THE Caribbean Water and Wastewater Association (CWWA) Conference and Exhibition in Miami could offer up solutions to Jamaica’s prevailing water woes.
“This CWWA is coming at a very crucial time and serves as a great opportunity for exchanging experiences, learning of new and more appropriate water and wastewater management technologies and options, and fostering new partnerships among private sector, donors, intergovernmental agencies, academia, NGOs, youth groups, utilities, and the public sector,” said Christopher Corbin, programme officer for
assessment and management of environmental pollution and officer in charge of communication, education, training and awareness at the United Nations Environment Programme (UNEP) Caribbean Regional Coordinating Unit.
UNEP is a partner in the conference.
“It also offers, through the Ministerial HLF (High Level Forum), an opportunity to raise these issues at the highest political level (CARICOM) and to explore how linking to climate change can help further the water and sustainable development agenda in the region as we lead up to the next Climate Change COP (Conference of the Parties),” he added.
The conference, which kicked off Monday, is being held under the theme “Improving the Quality of Life with Water and Waste Management Solutions” at the InterContinental Hotel.
Among the issues being explored is wastewater as a resource. To inform those discussions, the Global Environment Facility-funded Caribbean Regional Fund for Wastewater Management (GEF CReW) project held a regional “Resource Valuation Workshop’ on the fringe of the conference this past weekend.
The workshop was intended to share experiences from the development and application of a resource valuation methodology for use in wastewater management planning based on case studies in Trinidad & Tobago and Panama.
The World Resources Institute (WRI) conducted the studies in collaboration with local agencies.
“Coastal ecosystem valuation has contributed to better-informed and more holistic decision-making about resource use, has helped in the justification of policies and investments that protect coastal ecosystems or promote their sustainable use, and has helped with the identification of sources of finance for coastal conservation,” noted a UNEP release.

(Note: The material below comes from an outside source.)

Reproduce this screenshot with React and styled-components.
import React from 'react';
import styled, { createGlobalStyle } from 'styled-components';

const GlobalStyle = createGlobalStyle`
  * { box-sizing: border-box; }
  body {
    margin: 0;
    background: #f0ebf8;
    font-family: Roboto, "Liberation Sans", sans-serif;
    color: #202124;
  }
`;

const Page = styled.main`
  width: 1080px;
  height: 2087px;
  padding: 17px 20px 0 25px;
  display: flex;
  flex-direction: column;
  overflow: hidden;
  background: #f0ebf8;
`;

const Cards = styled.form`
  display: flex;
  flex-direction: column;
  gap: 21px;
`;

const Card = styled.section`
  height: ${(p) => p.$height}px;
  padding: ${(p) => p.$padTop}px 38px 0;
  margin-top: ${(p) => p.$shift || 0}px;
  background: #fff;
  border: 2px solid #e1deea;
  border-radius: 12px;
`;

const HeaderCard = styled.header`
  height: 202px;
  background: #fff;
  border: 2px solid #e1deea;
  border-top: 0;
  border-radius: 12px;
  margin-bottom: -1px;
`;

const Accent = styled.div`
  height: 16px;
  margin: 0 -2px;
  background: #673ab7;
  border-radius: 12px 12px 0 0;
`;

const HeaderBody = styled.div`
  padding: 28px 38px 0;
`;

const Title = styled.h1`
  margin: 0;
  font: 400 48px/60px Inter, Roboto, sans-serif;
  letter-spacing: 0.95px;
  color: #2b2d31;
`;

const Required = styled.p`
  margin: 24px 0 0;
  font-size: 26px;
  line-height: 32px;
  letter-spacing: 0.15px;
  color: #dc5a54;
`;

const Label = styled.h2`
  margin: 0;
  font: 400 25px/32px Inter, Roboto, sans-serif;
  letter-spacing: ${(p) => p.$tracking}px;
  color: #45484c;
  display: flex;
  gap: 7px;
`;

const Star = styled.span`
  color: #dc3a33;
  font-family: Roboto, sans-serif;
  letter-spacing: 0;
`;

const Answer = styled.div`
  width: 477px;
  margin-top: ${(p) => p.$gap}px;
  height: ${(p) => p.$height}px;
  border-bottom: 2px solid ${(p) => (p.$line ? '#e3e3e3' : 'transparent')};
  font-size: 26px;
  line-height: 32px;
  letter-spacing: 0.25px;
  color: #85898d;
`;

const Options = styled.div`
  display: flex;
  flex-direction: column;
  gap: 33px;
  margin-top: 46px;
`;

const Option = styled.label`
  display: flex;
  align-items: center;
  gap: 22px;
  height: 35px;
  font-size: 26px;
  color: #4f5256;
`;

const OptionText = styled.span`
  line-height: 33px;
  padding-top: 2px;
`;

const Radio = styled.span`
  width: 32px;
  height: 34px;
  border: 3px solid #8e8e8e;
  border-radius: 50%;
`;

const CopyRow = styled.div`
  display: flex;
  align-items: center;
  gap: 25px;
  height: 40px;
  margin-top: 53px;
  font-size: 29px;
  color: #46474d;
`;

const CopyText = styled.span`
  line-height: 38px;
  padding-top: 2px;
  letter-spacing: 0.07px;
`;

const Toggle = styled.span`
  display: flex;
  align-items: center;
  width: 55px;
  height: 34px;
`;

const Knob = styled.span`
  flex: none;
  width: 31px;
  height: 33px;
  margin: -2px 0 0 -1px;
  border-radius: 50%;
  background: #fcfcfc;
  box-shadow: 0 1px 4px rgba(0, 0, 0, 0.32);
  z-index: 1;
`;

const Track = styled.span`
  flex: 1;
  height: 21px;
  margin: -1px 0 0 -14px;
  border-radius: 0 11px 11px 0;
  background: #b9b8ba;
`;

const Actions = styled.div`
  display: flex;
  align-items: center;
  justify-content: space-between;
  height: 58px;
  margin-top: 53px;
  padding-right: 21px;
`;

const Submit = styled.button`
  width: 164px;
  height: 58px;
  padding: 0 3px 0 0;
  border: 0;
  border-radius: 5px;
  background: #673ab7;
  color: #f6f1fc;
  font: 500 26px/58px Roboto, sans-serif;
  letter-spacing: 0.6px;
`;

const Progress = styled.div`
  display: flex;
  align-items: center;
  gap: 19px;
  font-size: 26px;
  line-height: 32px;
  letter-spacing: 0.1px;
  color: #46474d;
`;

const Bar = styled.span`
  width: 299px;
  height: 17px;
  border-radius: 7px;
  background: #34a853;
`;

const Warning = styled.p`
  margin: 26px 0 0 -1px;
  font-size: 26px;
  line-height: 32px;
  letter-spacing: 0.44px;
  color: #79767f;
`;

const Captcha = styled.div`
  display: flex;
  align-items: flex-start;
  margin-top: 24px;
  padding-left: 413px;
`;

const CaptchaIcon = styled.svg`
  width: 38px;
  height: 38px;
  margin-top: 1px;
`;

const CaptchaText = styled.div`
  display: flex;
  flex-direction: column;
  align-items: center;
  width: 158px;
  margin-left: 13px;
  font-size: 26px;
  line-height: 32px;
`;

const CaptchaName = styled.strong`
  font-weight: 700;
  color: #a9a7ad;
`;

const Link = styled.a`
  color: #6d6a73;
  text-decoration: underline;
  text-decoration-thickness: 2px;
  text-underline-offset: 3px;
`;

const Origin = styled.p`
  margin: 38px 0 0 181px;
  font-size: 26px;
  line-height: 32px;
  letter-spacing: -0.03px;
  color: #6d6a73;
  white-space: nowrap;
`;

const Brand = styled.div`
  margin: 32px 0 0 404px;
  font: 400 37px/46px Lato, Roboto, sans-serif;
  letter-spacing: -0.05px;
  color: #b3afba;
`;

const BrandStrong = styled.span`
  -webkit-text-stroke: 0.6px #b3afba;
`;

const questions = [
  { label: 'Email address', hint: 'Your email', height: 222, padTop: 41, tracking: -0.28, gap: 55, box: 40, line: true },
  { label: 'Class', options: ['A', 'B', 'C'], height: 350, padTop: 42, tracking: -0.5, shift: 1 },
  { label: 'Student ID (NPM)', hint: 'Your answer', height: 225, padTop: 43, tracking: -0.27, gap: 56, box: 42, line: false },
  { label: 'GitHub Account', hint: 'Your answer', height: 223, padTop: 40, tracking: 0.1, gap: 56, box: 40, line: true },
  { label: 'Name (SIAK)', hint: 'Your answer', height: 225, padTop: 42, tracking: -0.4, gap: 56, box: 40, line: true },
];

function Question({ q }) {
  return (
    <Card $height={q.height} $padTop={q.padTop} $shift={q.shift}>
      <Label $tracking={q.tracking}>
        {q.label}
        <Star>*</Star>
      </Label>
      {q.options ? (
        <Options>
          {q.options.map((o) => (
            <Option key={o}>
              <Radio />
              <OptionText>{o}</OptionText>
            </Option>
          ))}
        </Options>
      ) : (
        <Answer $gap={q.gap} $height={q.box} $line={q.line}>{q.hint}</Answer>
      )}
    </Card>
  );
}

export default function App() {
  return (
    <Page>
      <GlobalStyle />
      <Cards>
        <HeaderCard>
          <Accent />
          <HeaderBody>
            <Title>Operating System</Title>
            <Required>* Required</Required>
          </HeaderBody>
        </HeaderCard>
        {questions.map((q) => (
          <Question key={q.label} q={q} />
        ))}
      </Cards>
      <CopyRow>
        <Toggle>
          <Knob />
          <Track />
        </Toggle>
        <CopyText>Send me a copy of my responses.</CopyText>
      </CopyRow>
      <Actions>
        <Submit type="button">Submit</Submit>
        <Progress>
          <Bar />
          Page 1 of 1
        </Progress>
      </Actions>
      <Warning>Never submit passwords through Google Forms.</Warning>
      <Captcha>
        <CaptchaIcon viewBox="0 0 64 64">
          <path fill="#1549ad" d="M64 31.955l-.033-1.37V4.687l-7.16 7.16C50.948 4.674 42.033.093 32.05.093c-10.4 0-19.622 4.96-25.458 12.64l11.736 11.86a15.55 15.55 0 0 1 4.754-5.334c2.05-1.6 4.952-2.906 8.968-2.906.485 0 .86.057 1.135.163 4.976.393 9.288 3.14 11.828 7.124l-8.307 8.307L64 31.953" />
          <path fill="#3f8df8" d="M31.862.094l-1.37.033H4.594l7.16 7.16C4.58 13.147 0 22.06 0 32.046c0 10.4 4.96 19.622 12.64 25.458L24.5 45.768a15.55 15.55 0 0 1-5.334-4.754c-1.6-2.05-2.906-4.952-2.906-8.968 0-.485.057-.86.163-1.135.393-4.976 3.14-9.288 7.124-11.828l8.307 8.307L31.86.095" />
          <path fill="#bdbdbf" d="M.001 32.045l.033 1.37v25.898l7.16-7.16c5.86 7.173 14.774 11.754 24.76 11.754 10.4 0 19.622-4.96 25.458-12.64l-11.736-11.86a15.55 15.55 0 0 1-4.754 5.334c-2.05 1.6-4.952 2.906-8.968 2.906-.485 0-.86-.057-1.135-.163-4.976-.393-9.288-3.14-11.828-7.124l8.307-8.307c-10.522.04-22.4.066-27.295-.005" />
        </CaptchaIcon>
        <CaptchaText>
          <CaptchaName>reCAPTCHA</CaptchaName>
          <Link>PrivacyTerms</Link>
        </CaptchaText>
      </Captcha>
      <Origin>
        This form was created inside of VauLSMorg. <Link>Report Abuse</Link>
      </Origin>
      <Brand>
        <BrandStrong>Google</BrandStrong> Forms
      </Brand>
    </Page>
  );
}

“WRI proposed a valuation methodology based on typical economic analyses used by infrastructure decision-makers, but tailored for water resource managers and updated to consider ecological and health co-benefits from wastewater treatment. The valuation methodology used is a cost-benefit analysis, which evaluates the marginal improvements to ecosystem and human health as a result of improved wastewater management, and compares these with marginal costs,” it added.
Among other things, the studies aim to improve local and national capacity for wastewater management, in line with project objectives to:
- identify infrastructure investment options for wastewater management, for both green and grey infrastructure;
- value costs and benefits of possible wastewater management options, including both direct and indirect benefits; and
- develop a greater understanding and capacity for valuing coastal ecosystems and wastewater management options and improving regional understanding of the connection between wastewater treatment and coastal ecosystems.
Meanwhile, Jamaica has set itself a target for the use of wastewater, as reflected in the new draft Water Sector Policy and Implementation Plan. The plan, states: “The Government encourages the re-use of treated wastewater where it is safe and economical. Wastewater that is properly treated at sewage treatment plants may be safe for activities such as irrigation and some industrial processes.”
“Over the longer term and something we definitely have to give more consideration to is reusing treated water for irrigation purposes and that would free up more of the freshwater that currently goes to irrigation for domestic purposes,” said Colonel Oral Khan, chief technical director in the Ministry of Water, Land, Environment, and Climate Change.
The island has been hard hit by unusually low levels of rainfall, which have prompted water lock-offs by the National Water Commission.